During his 30-year career, Capt. Watkins had an unrivaled record of aviation achievement. In 1962, he became the first Navy pilot to make 1,000 landings on aircraft carriers and eight years later, he was the first to log 10,000 hours behind the controls of Navy aircraft.

By the time in retired in 1973, he had flown more than 200 aircraft models, made 1,418 fixed-wing landings on 37 aircraft carriers and accumulated more than 16,000 hours of flight time. He had to eject only once, when his fighter plane skidded off the edge of a carrier's deck. His decorations included the Distinguished Flying Cross and the Meritorious Service Medal.

George Clinton Watkins was born March 10, 1921, in Alhambra, Calif., and grew up in nearby Pasadena. He attended a military prep school in San Diego and the Citadel in South Carolina before entering the Naval Academy. (He was a member of the class of 1944, but graduated a year earlier in an accelerated wartime program.)

After his Navy career, he operated a landscaping company in Virginia Beach and became drawn to the sport of gliding. In 1982, he returned to Patuxent River to pursue his interest.

He lived in Arizona from 1985 to 1987 before moving to Santa Monica, Calif., where he ran a school for glider pilots. In 1998, he moved to the central California town of Lompoc, where he taught glider aerobatics and flew his custom Fox glider in competitions, once taking second in a national contest.

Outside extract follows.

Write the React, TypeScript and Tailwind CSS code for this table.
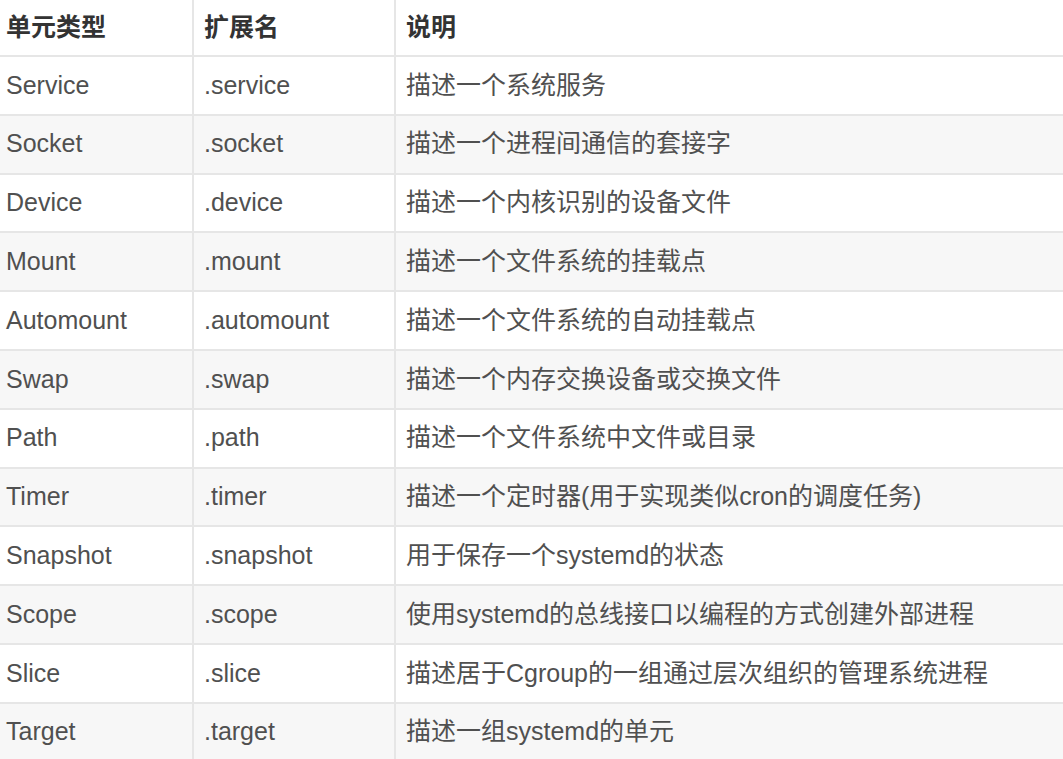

A heart condition grounded Capt. Watkins in 2003, after he had spent more than 21,000 hours in the air on more than 26,000 flights.

Survivors include his wife of 26 years, Monica Watkins of Lompoc; and two brothers, John Watkins of Pasadena and retired Navy Adm. James D. Watkins of Annapolis, who was chief of naval operations from 1982 to 1986 and secretary of energy under President George H.W. Bush.